Sunday, 24 May 2015

Guardians of the Galaxy, Volume 3: Guardians Disassembled Review (Brian Michael Bendis, Nick Bradshaw)

I’m always floored when I read a Brian Bendis comic, not because they’re so good (they’re usually always average at best) but because he’s able to string together book-length “stories” with almost nothing of importance happening to anyone or even going through the trouble of constructing a plot! 

The subtitle of this volume, Guardians Disassembled, IS the plot. The Guardians of the Galaxy are separated from one another and then they’re not. A lot of loud nonsense happens in between though so the Marvel faithful will be pleased with all the colourful lights and familiar faces popping up. 

Bendis’ Guardians series started off pretty well but at this point it’s become quite messy. This is technically Volume 3 but it’s the fourth book in the series (counting The Trial of Jean Grey) and this book in particular is a smorgasbord of random issues. Besides GotG #14-17, there’s the 2014 Free Comic Book Day issue, Groot’s Tale by Andy Lanning, a Guardians 3000 (I think) short by Dan Abnett, and, because they’re now part of the Guardians lineup for some reason and I suppose they need intros, Captain Marvel #1 and 8 pages from Amazing Spider-Man #654 featuring Flash Thompson’s first appearance as Agent Venom. Phewf! 

Despite that seeming like enough for a single volume, there’s not a whole lot to say about them all. Captain Marvel and Agent Venom are the latest Marvel characters to join the Guardians after Tony Stark left as suddenly as he appeared. Carol Danvers is in space because… still wondering about that one, while Flash has been sold the gig as a “tour of duty” by Stark, playing to Flash’s military side. Uh… ok? I suppose the symbiote is from space...

Star Lord and King J’Son continue bickering about how Star Lord doesn’t think much of his father abandoning him and his mother (boy, is this getting old) while Drax fights someone, Gamora fights someone, Groot’s thrown onto some planet to do nothing, and Rocket’s made a prisoner. There’s a lot of pointless chatter and a lot of arbitrary action, because those are two things Bendis does really well, but nothing I’d call a story, let alone a good story. 

Nick Bradshaw’s art is absolutely fantastic throughout, very detailed, very nice to look at. I loved his work on Jason Aaron’s Wolverine and the X-Men Volume 2 which had Logan and Quentin Quire go into a space casino, so he’s definitely well-suited to the alien environs demanded of the Guardians series. Given the number of issues included, there are also a lot of artists drawing pages too like Cameron Stewart, Jason Masters, Michael Oeming, David Marquez, and Todd Nauk, though as a whole this is one great-looking book. 

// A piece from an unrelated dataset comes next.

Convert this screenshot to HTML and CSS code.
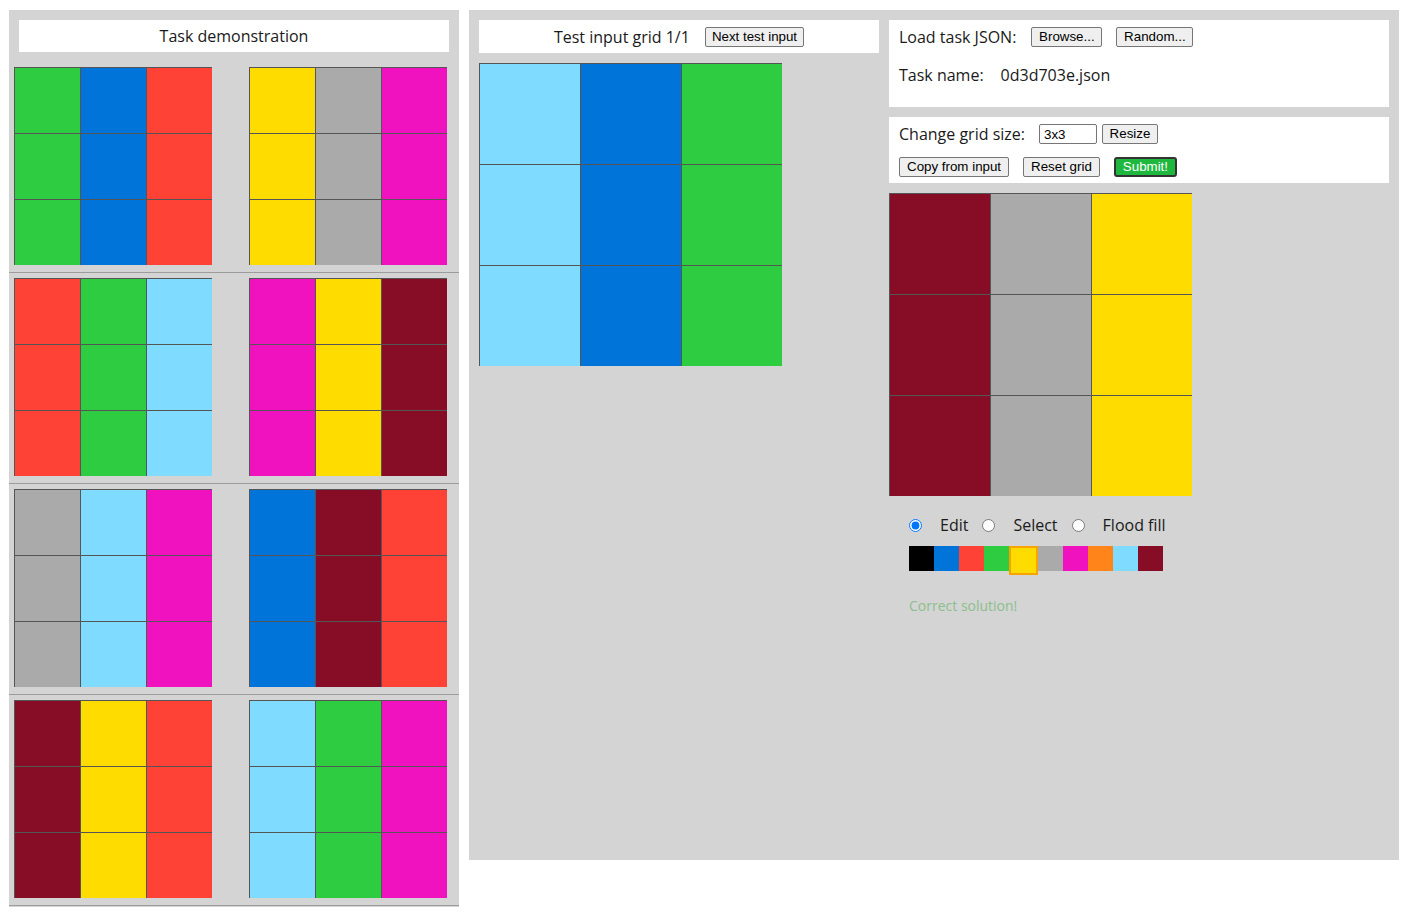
FILE: index.html
```html
<!DOCTYPE html>
<html>
<head>
<meta charset="utf-8">
<title>ARC testing interface</title>
<link rel="stylesheet" href="styles.css">
</head>
<body>
<div class="demo-panel">
  <div class="panel-title">Task demonstration</div>
  <div class="pair">
    <div class="grid small"><div class="c s3"></div><div class="c s1"></div><div class="c s2"></div><div class="c s3"></div><div class="c s1"></div><div class="c s2"></div><div class="c s3"></div><div class="c s1"></div><div class="c s2"></div></div>
    <div class="grid small"><div class="c s4"></div><div class="c s5"></div><div class="c s6"></div><div class="c s4"></div><div class="c s5"></div><div class="c s6"></div><div class="c s4"></div><div class="c s5"></div><div class="c s6"></div></div>
  </div>
  <div class="pair">
    <div class="grid small"><div class="c s2"></div><div class="c s3"></div><div class="c s8"></div><div class="c s2"></div><div class="c s3"></div><div class="c s8"></div><div class="c s2"></div><div class="c s3"></div><div class="c s8"></div></div>
    <div class="grid small"><div class="c s6"></div><div class="c s4"></div><div class="c s9"></div><div class="c s6"></div><div class="c s4"></div><div class="c s9"></div><div class="c s6"></div><div class="c s4"></div><div class="c s9"></div></div>
  </div>
  <div class="pair">
    <div class="grid small"><div class="c s5"></div><div class="c s8"></div><div class="c s6"></div><div class="c s5"></div><div class="c s8"></div><div class="c s6"></div><div class="c s5"></div><div class="c s8"></div><div class="c s6"></div></div>
    <div class="grid small"><div class="c s1"></div><div class="c s9"></div><div class="c s2"></div><div class="c s1"></div><div class="c s9"></div><div class="c s2"></div><div class="c s1"></div><div class="c s9"></div><div class="c s2"></div></div>
  </div>
  <div class="pair">
    <div class="grid small"><div class="c s9"></div><div class="c s4"></div><div class="c s2"></div><div class="c s9"></div><div class="c s4"></div><div class="c s2"></div><div class="c s9"></div><div class="c s4"></div><div class="c s2"></div></div>
    <div class="grid small"><div class="c s8"></div><div class="c s3"></div><div class="c s6"></div><div class="c s8"></div><div class="c s3"></div><div class="c s6"></div><div class="c s8"></div><div class="c s3"></div><div class="c s6"></div></div>
  </div>
</div>

<div class="workspace">
  <div class="test-col">
    <div class="test-title"><span>Test input grid 1/1</span><button class="btn">Next test input</button></div>
    <div class="grid big"><div class="c s8"></div><div class="c s1"></div><div class="c s3"></div><div class="c s8"></div><div class="c s1"></div><div class="c s3"></div><div class="c s8"></div><div class="c s1"></div><div class="c s3"></div></div>
  </div>
  <div class="editor-col">
    <div class="box load-box">
      <div class="row"><span class="label">Load task JSON:</span><button class="btn browse">Browse...</button><button class="btn random">Random...</button></div>
      <div class="row name-row"><span class="label">Task name:</span><span class="task-name">0d3d703e.json</span></div>
    </div>
    <div class="box size-box">
      <div class="row"><span class="label">Change grid size:</span><input class="size-input" type="text" value="3x3"><button class="btn resize">Resize</button></div>
      <div class="row row2"><button class="btn">Copy from input</button><button class="btn">Reset grid</button><button class="btn submit">Submit!</button></div>
    </div>
    <div class="grid big"><div class="c s9"></div><div class="c s5"></div><div class="c s4"></div><div class="c s9"></div><div class="c s5"></div><div class="c s4"></div><div class="c s9"></div><div class="c s5"></div><div class="c s4"></div></div>
    <div class="tools">
      <input type="radio" name="tool" id="t-edit" checked><label for="t-edit">Edit</label>
      <input type="radio" name="tool" id="t-select"><label for="t-select">Select</label>
      <input type="radio" name="tool" id="t-fill"><label for="t-fill">Flood fill</label>
    </div>
    <div class="palette">
      <div class="sw s0"></div><div class="sw s1"></div><div class="sw s2"></div><div class="sw s3"></div><div class="sw s4 selected"></div><div class="sw s5"></div><div class="sw s6"></div><div class="sw s7"></div><div class="sw s8"></div><div class="sw s9"></div>
    </div>
    <div class="status">Correct solution!</div>
  </div>
</div>
</body>
</html>
```

FILE: styles.css
```css
html, body {
  margin: 0;
  padding: 0;
  background: #fff;
}
body {
  font-family: "Open Sans", "Noto Sans", sans-serif;
  font-size: 16px;
  color: #1a1a1a;
  display: flex;
  align-items: flex-start;
  gap: 10px;
  padding: 10px 0 0 9px;
}

.s0 { background: #000000; }
.s1 { background: #0074D9; }
.s2 { background: #FF4136; }
.s3 { background: #2ECC40; }
.s4 { background: #FFDC00; }
.s5 { background: #AAAAAA; }
.s6 { background: #F012BE; }
.s7 { background: #FF851B; }
.s8 { background: #7FDBFF; }
.s9 { background: #870C25; }

.grid {
  display: grid;
}
.grid .c {
  box-sizing: border-box;
  border-top: 1px solid #555;
  border-left: 1px solid #555;
}
.grid.small {
  grid-template-columns: repeat(3, 66px);
  grid-auto-rows: 66px;
}
.grid.big {
  grid-template-columns: repeat(3, 101px);
  grid-auto-rows: 101px;
}

/* left panel */
.demo-panel {
  width: 450px;
  background: #d4d4d4;
  padding-top: 10px;
  padding-bottom: 1px;
}
.panel-title {
  background: #fff;
  margin: 0 10px 10px;
  height: 32px;
  line-height: 32px;
  text-align: center;
}
.pair {
  display: flex;
  gap: 37px;
  padding: 5px 0 7px 5px;
  border-bottom: 1px solid #9c9c9c;
}

/* workspace */
.workspace {
  box-sizing: border-box;
  width: 930px;
  height: 850px;
  background: #d4d4d4;
  padding: 10px;
  display: flex;
  gap: 10px;
}
.test-col {
  width: 400px;
}
.test-title {
  background: #fff;
  height: 33px;
  display: flex;
  align-items: center;
  justify-content: center;
  gap: 15px;
  margin-bottom: 10px;
}

.btn {
  font-family: "Liberation Sans", Arial, sans-serif;
  font-size: 13.33px;
  color: #000;
  background: #efefef;
  border: 1px solid #767676;
  border-radius: 2px;
  height: 20px;
  padding: 0 6px;
  margin: 0;
  line-height: 18px;
}

.editor-col {
  width: 500px;
}
.box {
  background: #fff;
  box-sizing: border-box;
  padding: 7px 10px 0;
  margin-bottom: 10px;
}
.load-box {
  height: 87px;
}
.size-box {
  height: 66px;
}
.row {
  display: flex;
  align-items: center;
  height: 20px;
}
.label {
  margin-right: 15px;
}
.browse {
  width: 71px;
}
.random {
  width: 77px;
  margin-left: 14px;
}
.name-row {
  margin-top: 16px;
  height: 24px;
}
.task-name {
  margin-left: 2px;
}
.size-box .row:first-child .label {
  margin-right: 14px;
}
.size-input {
  box-sizing: border-box;
  width: 58px;
  height: 20px;
  border: 1px solid #767676;
  border-radius: 2px;
  font-family: "Liberation Sans", Arial, sans-serif;
  font-size: 13.33px;
  padding: 0 4px;
  margin: 0 5px 0 0;
}
.resize {
  width: 56px;
}
.row2 {
  margin-top: 13px;
  gap: 14px;
}
.row2 .btn {
  padding: 0 7px;
}
.row2 .submit {
  background: #1fb83f;
  color: #fff;
  border: 2px solid #333;
  border-radius: 3px;
  padding: 0 7px;
  line-height: 16px;
}

.tools {
  display: flex;
  align-items: center;
  height: 24px;
  margin-top: 17px;
  padding-left: 20px;
}
.tools input {
  margin: 0;
  width: 13px;
  height: 13px;
}
.tools label {
  margin-left: 18px;
  margin-right: 14px;
}
.palette {
  display: flex;
  align-items: flex-start;
  margin-top: 9px;
  padding-left: 20px;
  height: 29px;
}
.sw {
  width: 25px;
  height: 25px;
}
.sw.selected {
  border: 2px solid #f7a400;
}
.status {
  margin-top: 21px;
  padding-left: 20px;
  font-size: 14px;
  color: #8cbf8c;
}
```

I’d really like it if this Guardians series actually had a story but as long as Bendis is in the driving seat, that ain’t gonna happen. Going by his other Marvel titles, the guy is pleased as punch to tread water for YEARS so settle in for this volume to repeat itself many more times while he’s the writer. Guardians Disassembled - were they ever assembled to begin with?